» **DATA BLOCK**

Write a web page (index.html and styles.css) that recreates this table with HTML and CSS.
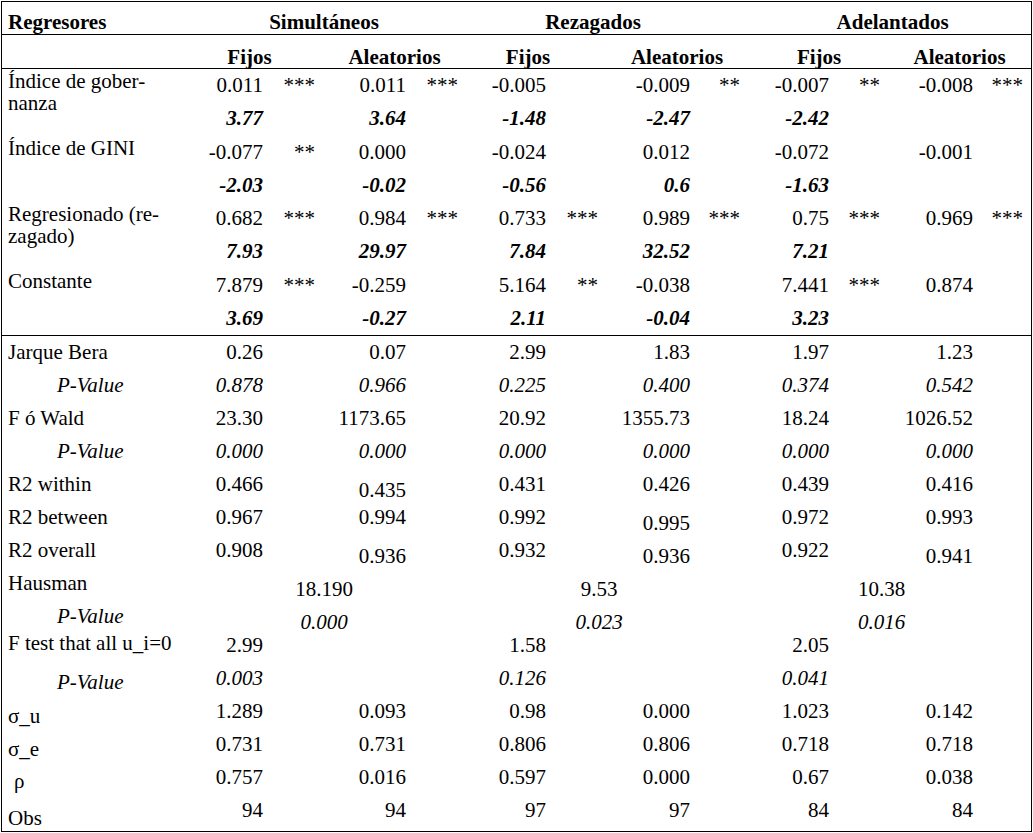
FILE: index.html
```html
<!DOCTYPE html>
<html lang="es">
<head>
<meta charset="utf-8">
<title>Regresores</title>
<link rel="stylesheet" href="styles.css">
</head>
<body>
<table class="tbl">
<colgroup>
<col class="c0"><col class="c1"><col class="c2"><col class="c3"><col class="c4"><col class="c5"><col class="c6"><col class="c7"><col class="c8"><col class="c9"><col class="c10"><col class="c11"><col class="c12"><col class="c13">
</colgroup>
<thead>
<tr class="h1">
<th class="lbl">Regresores</th>
<th colspan="4" class="grp">Simultáneos</th>
<th colspan="4" class="grp rez">Rezagados</th>
<th colspan="5" class="grp adel">Adelantados</th>
</tr>
<tr class="h2">
<th></th>
<th colspan="2" class="fj fj-s">Fijos</th>
<th colspan="2" class="al">Aleatorios</th>
<th colspan="2" class="fj fj-r">Fijos</th>
<th colspan="2" class="al">Aleatorios</th>
<th colspan="2" class="fj fj-a">Fijos</th>
<th colspan="2" class="al">Aleatorios</th>
<th></th>
</tr>
</thead>
<tbody class="reg">
<tr class="r33">
<td class="lbl" rowspan="2">Índice de gober-<br>nanza</td>
<td class="n">0.011</td><td class="s">***</td>
<td class="n">0.011</td><td class="s">***</td>
<td class="n">-0.005</td><td class="s"></td>
<td class="n">-0.009</td><td class="s">**</td>
<td class="n">-0.007</td><td class="s">**</td>
<td class="n">-0.008</td><td class="s">***</td>
<td></td>
</tr>
<tr class="r34">
<td class="n t">3.77</td><td></td>
<td class="n t">3.64</td><td></td>
<td class="n t">-1.48</td><td></td>
<td class="n t">-2.47</td><td></td>
<td class="n t">-2.42</td><td></td>
<td></td><td></td><td></td>
</tr>
<tr class="r33">
<td class="lbl" rowspan="2">Índice de GINI</td>
<td class="n">-0.077</td><td class="s">**</td>
<td class="n">0.000</td><td class="s"></td>
<td class="n">-0.024</td><td class="s"></td>
<td class="n">0.012</td><td class="s"></td>
<td class="n">-0.072</td><td class="s"></td>
<td class="n">-0.001</td><td class="s"></td>
<td></td>
</tr>
<tr class="r33">
<td class="n t">-2.03</td><td></td>
<td class="n t">-0.02</td><td></td>
<td class="n t">-0.56</td><td></td>
<td class="n t">0.6</td><td></td>
<td class="n t">-1.63</td><td></td>
<td></td><td></td><td></td>
</tr>
<tr class="r33">
<td class="lbl" rowspan="2">Regresionado (re-<br>zagado)</td>
<td class="n">0.682</td><td class="s">***</td>
<td class="n">0.984</td><td class="s">***</td>
<td class="n">0.733</td><td class="s">***</td>
<td class="n">0.989</td><td class="s">***</td>
<td class="n">0.75</td><td class="s">***</td>
<td class="n">0.969</td><td class="s">***</td>
<td></td>
</tr>
<tr class="r34">
<td class="n t">7.93</td><td></td>
<td class="n t">29.97</td><td></td>
<td class="n t">7.84</td><td></td>
<td class="n t">32.52</td><td></td>
<td class="n t">7.21</td><td></td>
<td></td><td></td><td></td>
</tr>
<tr class="r33">
<td class="lbl ruled" rowspan="2">Constante</td>
<td class="n">7.879</td><td class="s">***</td>
<td class="n">-0.259</td><td class="s"></td>
<td class="n">5.164</td><td class="s">**</td>
<td class="n">-0.038</td><td class="s"></td>
<td class="n">7.441</td><td class="s">***</td>
<td class="n">0.874</td><td class="s"></td>
<td></td>
</tr>
<tr class="r34 last">
<td class="n t">3.69</td><td></td>
<td class="n t">-0.27</td><td></td>
<td class="n t">2.11</td><td></td>
<td class="n t">-0.04</td><td></td>
<td class="n t">3.23</td><td></td>
<td></td><td></td><td></td>
</tr>
</tbody>
<tbody class="stats">
<tr>
<td class="lbl">Jarque Bera</td>
<td class="n">0.26</td><td></td>
<td class="n">0.07</td><td></td>
<td class="n">2.99</td><td></td>
<td class="n">1.83</td><td></td>
<td class="n">1.97</td><td></td>
<td class="n">1.23</td><td></td>
<td></td>
</tr>
<tr>
<td class="lbl pv">P-Value</td>
<td class="n p">0.878</td><td></td>
<td class="n p">0.966</td><td></td>
<td class="n p">0.225</td><td></td>
<td class="n p">0.400</td><td></td>
<td class="n p">0.374</td><td></td>
<td class="n p">0.542</td><td></td>
<td></td>
</tr>
<tr>
<td class="lbl">F ó Wald</td>
<td class="n">23.30</td><td></td>
<td class="n">1173.65</td><td></td>
<td class="n">20.92</td><td></td>
<td class="n">1355.73</td><td></td>
<td class="n">18.24</td><td></td>
<td class="n">1026.52</td><td></td>
<td></td>
</tr>
<tr>
<td class="lbl pv">P-Value</td>
<td class="n p">0.000</td><td></td>
<td class="n p">0.000</td><td></td>
<td class="n p">0.000</td><td></td>
<td class="n p">0.000</td><td></td>
<td class="n p">0.000</td><td></td>
<td class="n p">0.000</td><td></td>
<td></td>
</tr>
<tr>
<td class="lbl">R2 within</td>
<td class="n">0.466</td><td></td>
<td class="n dn">0.435</td><td></td>
<td class="n">0.431</td><td></td>
<td class="n">0.426</td><td></td>
<td class="n">0.439</td><td></td>
<td class="n">0.416</td><td></td>
<td></td>
</tr>
<tr>
<td class="lbl">R2 between</td>
<td class="n">0.967</td><td></td>
<td class="n">0.994</td><td></td>
<td class="n">0.992</td><td></td>
<td class="n dn">0.995</td><td></td>
<td class="n">0.972</td><td></td>
<td class="n">0.993</td><td></td>
<td></td>
</tr>
<tr>
<td class="lbl">R2 overall</td>
<td class="n">0.908</td><td></td>
<td class="n dn">0.936</td><td></td>
<td class="n">0.932</td><td></td>
<td class="n dn">0.936</td><td></td>
<td class="n">0.922</td><td></td>
<td class="n dn">0.941</td><td></td>
<td></td>
</tr>
<tr>
<td class="lbl">Hausman</td>
<td colspan="4" class="c dn">18.190</td>
<td colspan="4" class="c dn">9.53</td>
<td colspan="4" class="c dn">10.38</td>
<td></td>
</tr>
<tr>
<td class="lbl pv">P-Value</td>
<td colspan="4" class="c p dn">0.000</td>
<td colspan="4" class="c p dn">0.023</td>
<td colspan="4" class="c p dn">0.016</td>
<td></td>
</tr>
<tr>
<td class="lbl hi">F test that all u_i=0</td>
<td class="n up">2.99</td><td></td>
<td></td><td></td>
<td class="n up">1.58</td><td></td>
<td></td><td></td>
<td class="n up">2.05</td><td></td>
<td></td><td></td>
<td></td>
</tr>
<tr>
<td class="lbl pv">P-Value</td>
<td class="n p up">0.003</td><td></td>
<td></td><td></td>
<td class="n p up">0.126</td><td></td>
<td></td><td></td>
<td class="n p up">0.041</td><td></td>
<td></td><td></td>
<td></td>
</tr>
<tr>
<td class="lbl dn1">σ_u</td>
<td class="n up">1.289</td><td></td>
<td class="n up">0.093</td><td></td>
<td class="n up">0.98</td><td></td>
<td class="n up">0.000</td><td></td>
<td class="n up">1.023</td><td></td>
<td class="n up">0.142</td><td></td>
<td></td>
</tr>
<tr>
<td class="lbl dn1">σ_e</td>
<td class="n up">0.731</td><td></td>
<td class="n up">0.731</td><td></td>
<td class="n up">0.806</td><td></td>
<td class="n up">0.806</td><td></td>
<td class="n up">0.718</td><td></td>
<td class="n up">0.718</td><td></td>
<td></td>
</tr>
<tr>
<td class="lbl rho">ρ</td>
<td class="n up">0.757</td><td></td>
<td class="n up">0.016</td><td></td>
<td class="n up">0.597</td><td></td>
<td class="n up">0.000</td><td></td>
<td class="n up">0.67</td><td></td>
<td class="n up">0.038</td><td></td>
<td></td>
</tr>
<tr>
<td class="lbl lo">Obs</td>
<td class="n up">94</td><td></td>
<td class="n up">94</td><td></td>
<td class="n up">97</td><td></td>
<td class="n up">97</td><td></td>
<td class="n up">84</td><td></td>
<td class="n up">84</td><td></td>
<td></td>
</tr>
</tbody>
</table>
</body>
</html>
```

FILE: styles.css
```css
html, body {
  margin: 0;
  padding: 0;
  background: #fff;
}

body {
  font-family: "Liberation Serif", "Times New Roman", serif;
  font-size: 21px;
  color: #000;
}

.tbl {
  margin: 1px 0 0 1px;
  width: 1031px;
  border: 1px solid #000;
  border-collapse: separate;
  border-spacing: 0;
  table-layout: fixed;
}

.c0 { width: 188px; }
.c1 { width: 73px; }
.c2 { width: 52px; }
.c3 { width: 91px; }
.c4 { width: 52px; }
.c5 { width: 88px; }
.c6 { width: 52px; }
.c7 { width: 92px; }
.c8 { width: 50px; }
.c9 { width: 89px; }
.c10 { width: 51px; }
.c11 { width: 93px; }
.c12 { width: 50px; }
.c13 { width: 8px; }

.tbl th,
.tbl td {
  padding: 6px 0 0 0;
  vertical-align: top;
  line-height: 20px;
  white-space: nowrap;
  font-weight: normal;
  text-align: left;
}

/* header rows */
.h1 { height: 33px; }
.h2 { height: 34px; }

.tbl .h1 th,
.tbl .h2 th {
  font-weight: bold;
  border-bottom: 1px solid #000;
}

.tbl .h1 th { padding-top: 10px; }
.tbl .h2 th { padding-top: 12px; }

.tbl .h1 th.grp { text-align: center; }
.tbl .h1 th.rez { padding-right: 12px; }
.tbl .h1 th.adel { padding-left: 14px; }

.tbl .h2 th.fj,
.tbl .h2 th.al { text-align: center; }
.tbl .h2 th.al { padding-left: 16px; }
.tbl .h2 th.fj-s { padding-right: 6px; }
.tbl .h2 th.fj-a { padding-left: 18px; }

/* regression block */
.r33 { height: 33px; }
.r34 { height: 34px; }

.tbl .reg td.lbl {
  padding-top: 1px;
  line-height: 22px;
  white-space: normal;
}

.tbl .last td,
.tbl .reg td.ruled { border-bottom: 1px solid #000; }

/* stats block */
.stats tr { height: 33px; }

/* cell kinds */
.tbl .lbl { padding-left: 6px; }
.tbl .pv {
  padding-left: 55px;
  font-style: italic;
}
.tbl .rho { padding-left: 12px; }

.tbl .n,
.tbl .s { text-align: right; }
.tbl .c { text-align: center; }
.tbl .t {
  font-weight: bold;
  font-style: italic;
}
.tbl .p { font-style: italic; }

/* small vertical offsets, as in the source document */
.tbl .dn { padding-top: 12px; }
.tbl .up { padding-top: 2px; }
.tbl .hi { padding-top: 0; }
.tbl .dn1 { padding-top: 7px; }
.tbl .lo { padding-top: 10px; }
```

» **TASK BRIEF**
Of the lines above, how many hold the word "styles"? Say the number alone.

» **OUTPUT FOR THIS TASK**
3